Mats Bergquist, Daruma, 2015

Il titolo Daruma, scelto per l’opera dall’artista svedese Mats Bergquist, fa riferimento alle tradizionali bambole votive giapponesi raffiguranti il monaco buddhista indiano Bodhidharma, iniziatore della scuola Zen. Questi oggetti di devozione, dalla forma grossomodo ovoidale e dai tratti stilizzati, sono espressione simbolica dell’esaudimento di un desiderio dopo un tempo di attesa.

 

Nell’opera di Bergquist, questa attesa si trasfigura in pura contemplazione. L’uovo – immagine archetipica, ancestrale, cosmogonica – si fa scrigno prezioso o ventre fecondo, per custodire, in potenza, una nuova vita, che è anche promessa di rinascita e resurrezione. La superficie ceramica di Daruma appare scura, come velata dalla polvere del mondo che su di essa sembra essersi depositata dopo un tempo lunghissimo, lasciando tuttavia completamente inalterate la purezza e l’essenzialità della forma.

 

L’artista genera così un’immagine di intrinseca potenza visiva, nella quale è possibile leggere la sedimentazione di innumerevoli significati di respiro universale.

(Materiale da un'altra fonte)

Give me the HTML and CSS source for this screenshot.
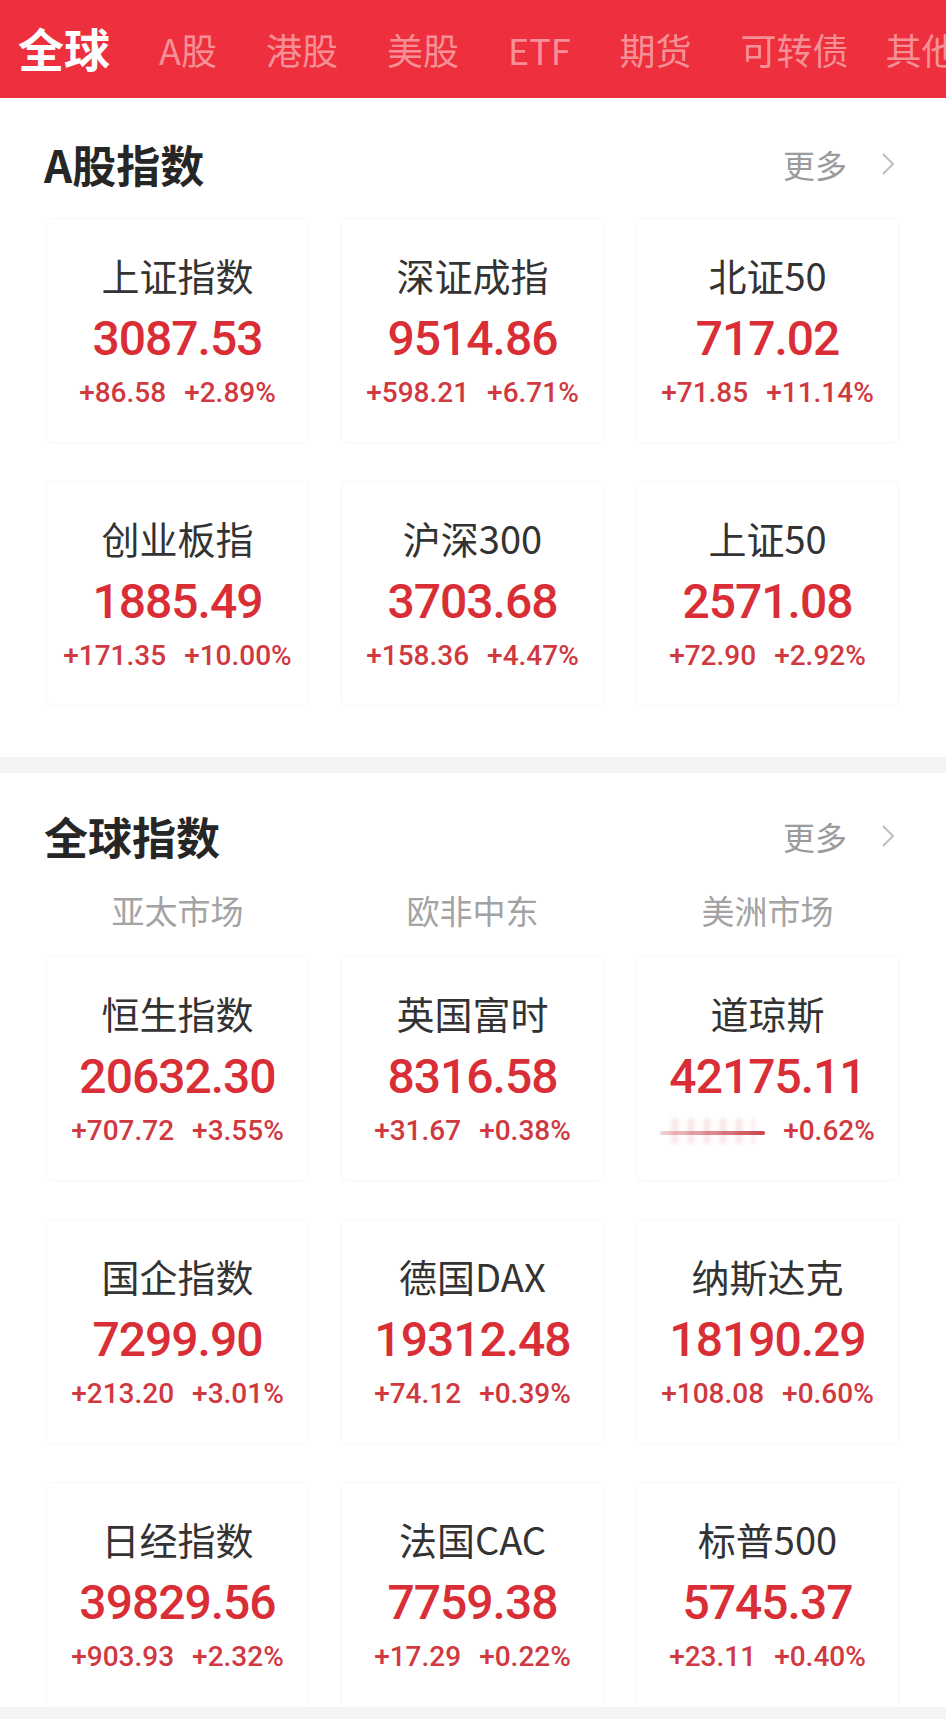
FILE: index.html
```html
<!DOCTYPE html>
<html>
<head>
    <meta charset="utf-8">
    <meta name="viewport" content="width=device-width, initial-scale=1.0">
    <title>行情</title>

<link rel="stylesheet" href="styles.css">

</head>
<body>

  <nav class="tabs">
    <span class="tab tab-active">全球</span>
    <span class="tab">A股</span>
    <span class="tab">港股</span>
    <span class="tab">美股</span>
    <span class="tab">ETF</span>
    <span class="tab">期货</span>
    <span class="tab">可转债</span>
    <span class="tab tab-last">其他</span>
  </nav>

  <section class="panel panel-a">
    <div class="panel-head">
      <h2 class="panel-title">A股指数</h2>
      <a class="more">更多
        <svg class="more-arrow" width="14" height="24" viewBox="0 0 14 24"><path d="M2 2 L12 12 L2 22" fill="none" stroke="#bdbdbd" stroke-width="2"/></svg>
      </a>
    </div>

    <div class="grid">
      <div class="card">
        <div class="card-name">上证指数</div>
        <div class="card-price">3087.53</div>
        <div class="card-change"><span>+86.58</span><span>+2.89%</span></div>
      </div>
      <div class="card">
        <div class="card-name">深证成指</div>
        <div class="card-price">9514.86</div>
        <div class="card-change"><span>+598.21</span><span>+6.71%</span></div>
      </div>
      <div class="card">
        <div class="card-name">北证50</div>
        <div class="card-price">717.02</div>
        <div class="card-change"><span>+71.85</span><span>+11.14%</span></div>
      </div>
      <div class="card">
        <div class="card-name">创业板指</div>
        <div class="card-price">1885.49</div>
        <div class="card-change"><span>+171.35</span><span>+10.00%</span></div>
      </div>
      <div class="card">
        <div class="card-name">沪深300</div>
        <div class="card-price">3703.68</div>
        <div class="card-change"><span>+158.36</span><span>+4.47%</span></div>
      </div>
      <div class="card">
        <div class="card-name">上证50</div>
        <div class="card-price">2571.08</div>
        <div class="card-change"><span>+72.90</span><span>+2.92%</span></div>
      </div>
    </div>
  </section>

  <section class="panel panel-global">
    <div class="panel-head">
      <h2 class="panel-title">全球指数</h2>
      <a class="more">更多
        <svg class="more-arrow" width="14" height="24" viewBox="0 0 14 24"><path d="M2 2 L12 12 L2 22" fill="none" stroke="#bdbdbd" stroke-width="2"/></svg>
      </a>
    </div>

    <div class="regions">
      <span>亚太市场</span>
      <span>欧非中东</span>
      <span>美洲市场</span>
    </div>

    <div class="grid">
      <div class="card">
        <div class="card-name">恒生指数</div>
        <div class="card-price">20632.30</div>
        <div class="card-change"><span>+707.72</span><span>+3.55%</span></div>
      </div>
      <div class="card">
        <div class="card-name">英国富时</div>
        <div class="card-price">8316.58</div>
        <div class="card-change"><span>+31.67</span><span>+0.38%</span></div>
      </div>
      <div class="card">
        <div class="card-name">道琼斯</div>
        <div class="card-price">42175.11</div>
        <div class="card-change"><span class="smear"></span><span>+0.62%</span></div>
      </div>
      <div class="card">
        <div class="card-name">国企指数</div>
        <div class="card-price">7299.90</div>
        <div class="card-change"><span>+213.20</span><span>+3.01%</span></div>
      </div>
      <div class="card">
        <div class="card-name">德国DAX</div>
        <div class="card-price">19312.48</div>
        <div class="card-change"><span>+74.12</span><span>+0.39%</span></div>
      </div>
      <div class="card">
        <div class="card-name">纳斯达克</div>
        <div class="card-price">18190.29</div>
        <div class="card-change"><span>+108.08</span><span>+0.60%</span></div>
      </div>
      <div class="card">
        <div class="card-name">日经指数</div>
        <div class="card-price">39829.56</div>
        <div class="card-change"><span>+903.93</span><span>+2.32%</span></div>
      </div>
      <div class="card">
        <div class="card-name">法国CAC</div>
        <div class="card-price">7759.38</div>
        <div class="card-change"><span>+17.29</span><span>+0.22%</span></div>
      </div>
      <div class="card">
        <div class="card-name">标普500</div>
        <div class="card-price">5745.37</div>
        <div class="card-change"><span>+23.11</span><span>+0.40%</span></div>
      </div>
    </div>
  </section>

</body>
</html>
```

FILE: styles.css
```css
/* общие стили */
body {
  margin: 0;
  background-color: #f4f4f6;
  font-family: "Noto Sans CJK SC", "Noto Sans", sans-serif;
  color: #333;
}

/* верхние вкладки */
.tabs {
  height: 98px;
  background-color: #ee2f3d;
  display: flex;
  align-items: center;
  gap: 49px;
  padding-left: 18px;
  overflow: hidden;
  white-space: nowrap;
}

.tab {
  font-size: 36px;
  color: rgba(255, 255, 255, 0.48);
  flex-shrink: 0;
}

.tab-active {
  font-size: 46px;
  font-weight: 700;
  color: #fff;
  margin-bottom: 4px;
}

.tab-last {
  margin-left: -12px;
}

/* блоки */
.panel {
  background-color: #fff;
}

.panel-a {
  padding: 36px 0 51px;
  margin-bottom: 16px;
}

.panel-global {
  padding: 33px 0 0;
}

.panel-head {
  height: 60px;
  display: flex;
  align-items: center;
  justify-content: space-between;
  padding: 0 51px 0 44px;
}

.panel-title {
  margin: 0;
  font-size: 44px;
  font-weight: 700;
  color: #262626;
}

.more {
  display: flex;
  align-items: center;
  font-size: 32px;
  color: #9b9b9b;
}

.more-arrow {
  margin-left: 34px;
}

.regions {
  display: grid;
  grid-template-columns: repeat(3, 1fr);
  column-gap: 32px;
  padding: 0 47px 0 46px;
  margin-top: 22px;
  height: 44px;
  line-height: 44px;
  text-align: center;
  font-size: 33px;
  color: #a3a3a3;
}

.grid {
  display: grid;
  grid-template-columns: repeat(3, 1fr);
  column-gap: 32px;
  row-gap: 38px;
  padding: 0 47px 0 46px;
  margin-top: 24px;
}

/* карточки */
.card {
  height: 225px;
  box-sizing: border-box;
  padding-top: 33px;
  border: 1px solid #f8f8f8;
  border-radius: 6px;
  box-shadow: 0 1px 5px rgba(0, 0, 0, 0.015);
  display: flex;
  flex-direction: column;
  align-items: center;
}

.card-name {
  font-size: 38px;
  line-height: 46px;
  color: #333;
}

.card-price {
  margin-top: 13px;
  font-family: Roboto, "Liberation Sans", sans-serif;
  font-size: 48px;
  font-weight: 500;
  line-height: 56px;
  letter-spacing: -1px;
  color: #d92e36;
}

.card-change {
  margin-top: 9px;
  display: flex;
  gap: 18px;
  font-family: Roboto, "Liberation Sans", sans-serif;
  font-size: 28px;
  font-weight: 500;
  line-height: 34px;
  color: #d0393f;
}

/* замазанное значение */
.smear {
  position: relative;
  width: 105px;
  height: 34px;
}

.smear::before {
  content: "";
  position: absolute;
  left: 12px;
  right: 10px;
  top: 4px;
  bottom: 4px;
  background: repeating-linear-gradient(90deg, rgba(210, 60, 70, 0.14) 0 6px, rgba(255, 255, 255, 0) 6px 16px);
  filter: blur(2px);
}

.smear::after {
  content: "";
  position: absolute;
  left: 0;
  right: 0;
  top: 17px;
  height: 4px;
  border-radius: 2px;
  background: linear-gradient(90deg, rgba(200, 70, 80, 0.25), #c9434c);
  filter: blur(0.6px);
}
```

Inserita nel sacello asburgico della cripta del Museo San Fedele, l’opera è posta in dialogo con l’imponente Senza titolo. Svelamento (2012) dell’artista greco Jannis Kounellis. Se la pesante croce celata alla vista nel sacco è un evidente rimando all’Apocalisse, l’“uovo” di Bergquist offre a questa visione escatologica, drammatica e inquietante, la prospettiva salvifica di un ritorno alla vita; si comprende dunque come la fine di tutte le cose non sia definitiva e senza speranza, ma costituisca un passaggio necessario per il raggiungimento della pienezza dell’esistenza.